Al non funerale di Genova per la morte del Maestro Villaggio, ha fatto eco la morte vera di Maradona nella non Piazza Plebiscito
I due simboli
Le città di mare, si sa, procedono per assenze. Così, al non funerale di Genova per la morte del Maestro Villaggio, ha fatto eco la morte vera di Maradona nella non Piazza Plebiscito. Il Mediterraneo è una via crucis di scambi d’identità, un Vangelo scritto dai saltimbanchi. Ci lascia l’uomo che è tutti noi, Fantozzi, e diparte con esso l’ultima sembianza dell’unico Diego. Vuote le bare, come le piazze.
Le zone costiere sorridono alle giornate della memoria, come si sorride a quei disperati che si industriano a difendere la propria cultura dal resto del mondo. Come se io, come se noi potessimo difendere la Divina Commedia, e non fosse piuttosto essa a preservare noi.
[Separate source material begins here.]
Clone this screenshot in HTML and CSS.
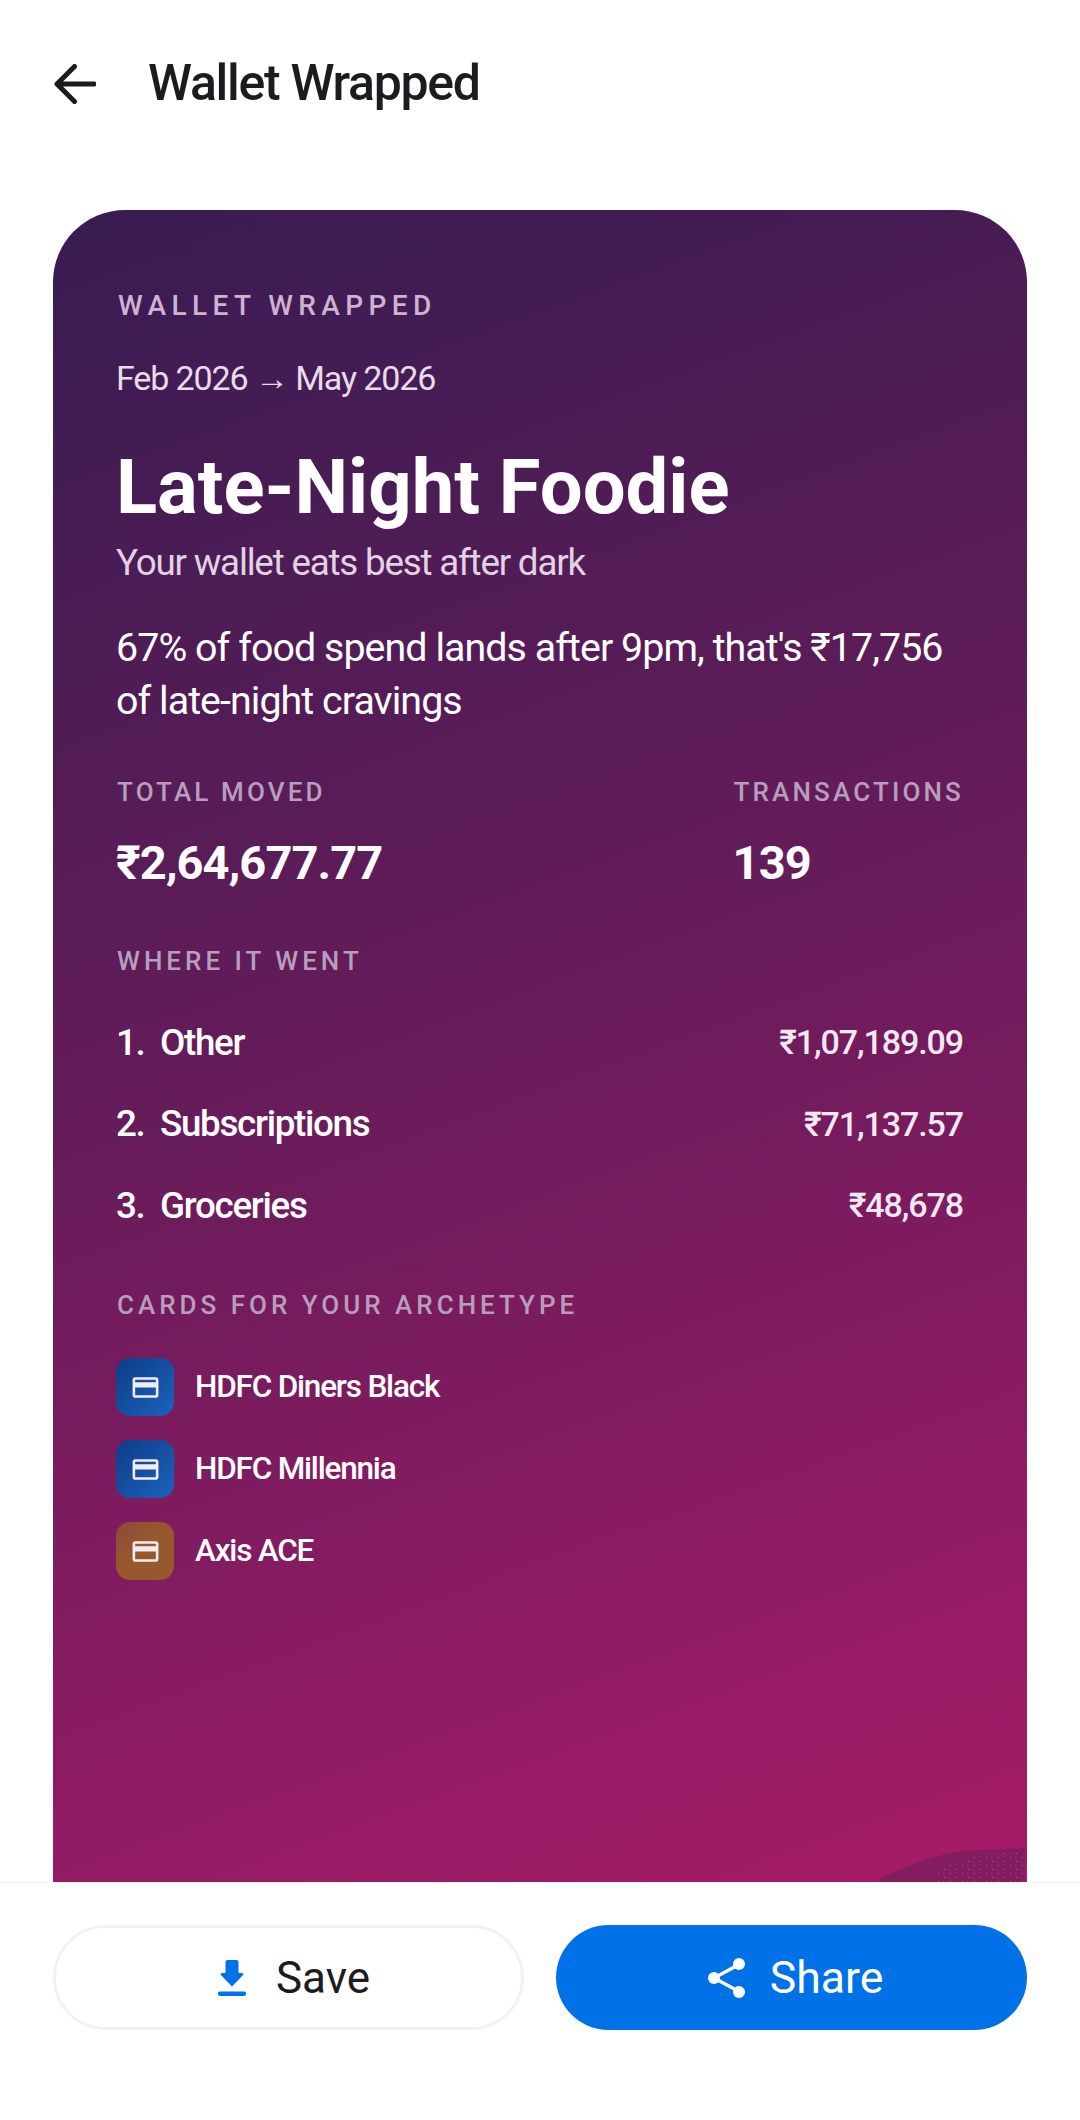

Come se potessimo noi poveri arrogantucoli difendere lo Stadio Azteca e non fosse lui a doverci custodire come un’ostia per la vita eterna.
Ci lascia Diego, la piazza è spoglia
Morirono dunque i maestri, in una splendida opera doppia. Assente Genova, assente Napoli. È morto, infine, Maradona. Dall’altare ci ha sorriso, come faceva Beatrice all’Alighieri nel Paradiso – “Io veggio ben sì come tu t’annidi/nel proprio lume, e che de li occhi il traggi,/perch’e’ corusca sì come tu ridi” – l’infastidita compassione che prova il dio per il viandante qualunque.
Oh repubbliche marinare, tutti i grandi vostri figli, con o senza cittadinanza, hanno da sempre avuto sul culo noi, noi miriadi di impiegati del mondo, noi cari inferiori. Villaggio, De André, Eduardo, Totò, persino Troisi, finanche Maradona non ci hanno mai sopportato. Corruscano il viso, come faceva Beatrice, come fa il Megadirettore. A noi tocca dover lavorare per pagare il lauto compenso che spetta loro per ricordarci la nostra giusta pochezza.
Ci lascia infine Diego. La piazza è spoglia. Come il sepolcro. Resurrexit. Tutto è compiuto. Vox clamantis in deserto. Nasce oggi la giornata della sacra dimenticanza. Ei (non) fu. Amen.